* **EXERCISE AIM**
Collect every line that includes the string "this".

* **DATA BLOCK**
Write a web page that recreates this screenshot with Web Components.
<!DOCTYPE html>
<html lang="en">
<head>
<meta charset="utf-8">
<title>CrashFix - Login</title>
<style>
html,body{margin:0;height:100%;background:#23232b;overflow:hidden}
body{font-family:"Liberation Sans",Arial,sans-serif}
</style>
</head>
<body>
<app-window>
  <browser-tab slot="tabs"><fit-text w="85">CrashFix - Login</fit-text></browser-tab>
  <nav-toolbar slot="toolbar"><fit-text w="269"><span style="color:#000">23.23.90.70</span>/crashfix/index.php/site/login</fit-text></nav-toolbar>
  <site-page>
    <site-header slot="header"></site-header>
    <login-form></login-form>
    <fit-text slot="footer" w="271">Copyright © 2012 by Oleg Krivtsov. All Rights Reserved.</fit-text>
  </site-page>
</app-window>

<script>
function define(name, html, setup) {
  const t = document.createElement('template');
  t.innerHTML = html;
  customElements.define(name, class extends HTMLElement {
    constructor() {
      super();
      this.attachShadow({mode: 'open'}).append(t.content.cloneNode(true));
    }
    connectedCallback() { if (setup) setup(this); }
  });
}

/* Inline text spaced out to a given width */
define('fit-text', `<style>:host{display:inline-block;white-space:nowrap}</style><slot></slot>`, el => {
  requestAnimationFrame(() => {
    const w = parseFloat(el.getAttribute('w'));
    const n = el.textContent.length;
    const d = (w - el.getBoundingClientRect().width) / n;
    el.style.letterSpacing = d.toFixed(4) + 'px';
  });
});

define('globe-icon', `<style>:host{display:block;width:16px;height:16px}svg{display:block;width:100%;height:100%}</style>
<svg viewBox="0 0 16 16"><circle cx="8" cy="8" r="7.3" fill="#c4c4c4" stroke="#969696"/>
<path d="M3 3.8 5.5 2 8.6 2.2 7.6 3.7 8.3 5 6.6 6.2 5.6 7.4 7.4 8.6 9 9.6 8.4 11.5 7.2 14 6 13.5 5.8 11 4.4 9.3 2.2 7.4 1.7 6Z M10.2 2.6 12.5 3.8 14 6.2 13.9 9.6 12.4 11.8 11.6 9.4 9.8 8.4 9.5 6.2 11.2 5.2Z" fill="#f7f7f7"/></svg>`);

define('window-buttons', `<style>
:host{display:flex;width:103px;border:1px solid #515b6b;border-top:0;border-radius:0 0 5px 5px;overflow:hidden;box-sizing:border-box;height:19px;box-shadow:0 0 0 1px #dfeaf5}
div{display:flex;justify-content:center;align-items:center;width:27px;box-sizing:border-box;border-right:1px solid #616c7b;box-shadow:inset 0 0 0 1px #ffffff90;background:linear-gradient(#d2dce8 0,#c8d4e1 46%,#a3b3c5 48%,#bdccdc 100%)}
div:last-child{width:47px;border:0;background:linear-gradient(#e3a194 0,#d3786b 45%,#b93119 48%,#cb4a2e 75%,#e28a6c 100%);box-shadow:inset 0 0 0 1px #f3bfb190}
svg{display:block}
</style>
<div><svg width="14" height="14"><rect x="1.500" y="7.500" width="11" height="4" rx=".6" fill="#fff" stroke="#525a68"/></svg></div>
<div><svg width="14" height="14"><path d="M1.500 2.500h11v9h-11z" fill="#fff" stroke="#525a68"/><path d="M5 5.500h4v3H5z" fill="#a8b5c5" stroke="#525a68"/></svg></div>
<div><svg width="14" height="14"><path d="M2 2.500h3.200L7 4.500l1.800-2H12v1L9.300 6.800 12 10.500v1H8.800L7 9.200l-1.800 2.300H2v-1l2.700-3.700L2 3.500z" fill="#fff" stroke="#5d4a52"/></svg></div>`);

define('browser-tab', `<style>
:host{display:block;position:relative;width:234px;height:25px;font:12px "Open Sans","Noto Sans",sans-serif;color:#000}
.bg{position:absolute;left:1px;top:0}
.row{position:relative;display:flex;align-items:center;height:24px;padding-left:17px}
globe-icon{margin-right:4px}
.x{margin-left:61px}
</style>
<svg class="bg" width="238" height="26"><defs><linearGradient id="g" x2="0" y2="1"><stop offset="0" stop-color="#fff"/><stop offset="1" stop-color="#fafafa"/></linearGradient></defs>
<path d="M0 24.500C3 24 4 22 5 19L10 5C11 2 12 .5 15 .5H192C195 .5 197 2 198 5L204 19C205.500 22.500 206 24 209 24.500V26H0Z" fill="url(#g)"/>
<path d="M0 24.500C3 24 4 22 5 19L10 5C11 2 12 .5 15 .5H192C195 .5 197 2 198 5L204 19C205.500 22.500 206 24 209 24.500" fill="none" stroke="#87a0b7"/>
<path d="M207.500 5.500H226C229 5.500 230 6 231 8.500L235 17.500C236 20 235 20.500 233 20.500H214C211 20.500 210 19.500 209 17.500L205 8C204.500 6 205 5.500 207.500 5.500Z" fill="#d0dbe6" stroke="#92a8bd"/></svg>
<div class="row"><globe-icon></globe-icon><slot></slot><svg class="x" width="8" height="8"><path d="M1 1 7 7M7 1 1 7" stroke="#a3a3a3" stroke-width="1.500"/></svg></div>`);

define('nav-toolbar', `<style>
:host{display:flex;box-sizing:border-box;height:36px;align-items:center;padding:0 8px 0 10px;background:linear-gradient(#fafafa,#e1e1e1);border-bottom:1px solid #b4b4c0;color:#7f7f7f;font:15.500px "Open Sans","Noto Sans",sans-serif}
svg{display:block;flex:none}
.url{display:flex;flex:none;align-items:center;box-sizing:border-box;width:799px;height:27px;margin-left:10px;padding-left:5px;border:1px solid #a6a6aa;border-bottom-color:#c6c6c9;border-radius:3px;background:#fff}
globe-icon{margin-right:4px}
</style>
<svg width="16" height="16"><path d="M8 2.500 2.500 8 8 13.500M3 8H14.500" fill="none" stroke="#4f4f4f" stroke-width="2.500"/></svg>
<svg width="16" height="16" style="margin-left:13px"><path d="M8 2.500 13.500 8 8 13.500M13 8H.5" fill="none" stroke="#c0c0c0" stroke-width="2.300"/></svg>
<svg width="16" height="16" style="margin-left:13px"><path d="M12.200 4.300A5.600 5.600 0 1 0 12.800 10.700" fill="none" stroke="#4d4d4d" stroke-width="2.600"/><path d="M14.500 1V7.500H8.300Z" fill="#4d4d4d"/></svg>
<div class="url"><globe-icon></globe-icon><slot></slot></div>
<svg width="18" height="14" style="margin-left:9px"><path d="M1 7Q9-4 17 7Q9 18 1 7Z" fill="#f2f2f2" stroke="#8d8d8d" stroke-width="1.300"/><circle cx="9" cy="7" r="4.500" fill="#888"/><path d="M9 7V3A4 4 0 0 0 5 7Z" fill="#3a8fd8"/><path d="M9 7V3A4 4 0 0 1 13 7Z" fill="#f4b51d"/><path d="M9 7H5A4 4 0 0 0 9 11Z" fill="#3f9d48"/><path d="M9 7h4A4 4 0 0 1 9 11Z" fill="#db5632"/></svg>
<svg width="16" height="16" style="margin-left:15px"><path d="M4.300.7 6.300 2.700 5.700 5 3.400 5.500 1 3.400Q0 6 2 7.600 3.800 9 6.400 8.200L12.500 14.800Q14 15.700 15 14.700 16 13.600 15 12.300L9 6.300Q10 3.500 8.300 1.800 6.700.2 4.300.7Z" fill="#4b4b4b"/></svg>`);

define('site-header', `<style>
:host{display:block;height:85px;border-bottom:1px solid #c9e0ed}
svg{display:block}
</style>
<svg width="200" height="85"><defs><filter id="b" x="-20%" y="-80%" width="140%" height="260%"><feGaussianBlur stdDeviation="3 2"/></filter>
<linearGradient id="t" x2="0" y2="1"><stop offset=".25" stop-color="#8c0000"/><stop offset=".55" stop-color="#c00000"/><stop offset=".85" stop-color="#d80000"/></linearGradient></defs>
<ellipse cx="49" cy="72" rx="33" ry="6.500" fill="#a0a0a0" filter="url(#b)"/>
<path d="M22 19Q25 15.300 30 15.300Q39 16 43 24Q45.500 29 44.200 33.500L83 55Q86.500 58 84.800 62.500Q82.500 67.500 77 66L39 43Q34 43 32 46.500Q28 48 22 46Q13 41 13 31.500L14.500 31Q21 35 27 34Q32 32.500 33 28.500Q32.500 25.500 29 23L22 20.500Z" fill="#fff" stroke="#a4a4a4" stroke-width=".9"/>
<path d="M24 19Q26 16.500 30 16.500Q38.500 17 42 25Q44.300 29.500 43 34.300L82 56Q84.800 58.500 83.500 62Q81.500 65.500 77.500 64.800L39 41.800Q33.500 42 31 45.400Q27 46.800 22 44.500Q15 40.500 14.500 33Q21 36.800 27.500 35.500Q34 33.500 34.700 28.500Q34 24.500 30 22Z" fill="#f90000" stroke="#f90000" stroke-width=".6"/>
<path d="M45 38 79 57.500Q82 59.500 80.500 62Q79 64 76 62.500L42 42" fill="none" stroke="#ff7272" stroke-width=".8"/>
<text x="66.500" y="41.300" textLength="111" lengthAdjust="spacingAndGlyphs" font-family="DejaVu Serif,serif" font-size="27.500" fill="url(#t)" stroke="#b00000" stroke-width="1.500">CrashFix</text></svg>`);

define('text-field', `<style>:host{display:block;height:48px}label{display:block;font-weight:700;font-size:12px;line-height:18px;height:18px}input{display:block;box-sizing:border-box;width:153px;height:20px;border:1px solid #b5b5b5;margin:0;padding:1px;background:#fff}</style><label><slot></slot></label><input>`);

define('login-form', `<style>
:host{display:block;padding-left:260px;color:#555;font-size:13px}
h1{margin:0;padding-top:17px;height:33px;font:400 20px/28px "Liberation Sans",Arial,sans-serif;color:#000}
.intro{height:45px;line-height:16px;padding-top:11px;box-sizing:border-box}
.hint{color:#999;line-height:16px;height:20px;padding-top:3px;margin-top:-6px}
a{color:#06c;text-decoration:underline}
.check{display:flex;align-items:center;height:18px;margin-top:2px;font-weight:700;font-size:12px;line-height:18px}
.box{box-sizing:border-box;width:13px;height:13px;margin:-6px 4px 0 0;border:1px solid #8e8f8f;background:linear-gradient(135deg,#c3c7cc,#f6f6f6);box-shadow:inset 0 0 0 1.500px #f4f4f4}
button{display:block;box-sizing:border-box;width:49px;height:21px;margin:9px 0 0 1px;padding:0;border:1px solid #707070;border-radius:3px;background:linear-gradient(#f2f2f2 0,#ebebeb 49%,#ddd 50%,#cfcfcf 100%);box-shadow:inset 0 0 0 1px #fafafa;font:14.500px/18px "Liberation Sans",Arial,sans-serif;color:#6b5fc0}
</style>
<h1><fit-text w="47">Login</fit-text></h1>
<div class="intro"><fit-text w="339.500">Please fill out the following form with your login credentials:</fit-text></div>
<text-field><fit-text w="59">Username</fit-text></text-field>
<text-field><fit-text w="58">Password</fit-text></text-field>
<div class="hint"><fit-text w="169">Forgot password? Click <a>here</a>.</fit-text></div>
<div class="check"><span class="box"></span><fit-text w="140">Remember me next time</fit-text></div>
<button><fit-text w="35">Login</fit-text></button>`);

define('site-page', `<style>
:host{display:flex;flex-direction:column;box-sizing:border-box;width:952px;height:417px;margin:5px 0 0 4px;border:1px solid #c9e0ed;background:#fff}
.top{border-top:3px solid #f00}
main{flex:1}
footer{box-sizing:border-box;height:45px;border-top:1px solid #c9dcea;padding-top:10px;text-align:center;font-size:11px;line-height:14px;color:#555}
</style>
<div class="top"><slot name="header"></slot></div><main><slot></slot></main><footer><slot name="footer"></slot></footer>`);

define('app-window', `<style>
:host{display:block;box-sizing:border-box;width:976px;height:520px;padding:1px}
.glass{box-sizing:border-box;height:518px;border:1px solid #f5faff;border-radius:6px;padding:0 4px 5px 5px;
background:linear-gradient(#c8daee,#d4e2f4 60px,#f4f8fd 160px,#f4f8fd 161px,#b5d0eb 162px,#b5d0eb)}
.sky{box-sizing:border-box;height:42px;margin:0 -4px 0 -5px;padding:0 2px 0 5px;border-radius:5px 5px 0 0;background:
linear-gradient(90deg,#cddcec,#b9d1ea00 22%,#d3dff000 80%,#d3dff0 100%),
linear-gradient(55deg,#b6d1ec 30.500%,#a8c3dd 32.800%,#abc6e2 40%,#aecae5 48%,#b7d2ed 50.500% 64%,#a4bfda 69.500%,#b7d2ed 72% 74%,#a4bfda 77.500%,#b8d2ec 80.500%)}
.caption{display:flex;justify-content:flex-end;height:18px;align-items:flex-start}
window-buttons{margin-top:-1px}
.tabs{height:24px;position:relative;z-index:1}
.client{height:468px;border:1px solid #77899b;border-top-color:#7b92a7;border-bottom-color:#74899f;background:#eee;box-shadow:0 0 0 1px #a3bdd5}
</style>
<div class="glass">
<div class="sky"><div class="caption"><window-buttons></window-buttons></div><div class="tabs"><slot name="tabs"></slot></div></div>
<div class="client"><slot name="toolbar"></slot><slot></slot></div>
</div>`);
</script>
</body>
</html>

* **ANSWER TO THE EXERCISE**
Write a web page that recreates this screenshot with Web Components.
      this.attachShadow({mode: 'open'}).append(t.content.cloneNode(true));
    connectedCallback() { if (setup) setup(this); }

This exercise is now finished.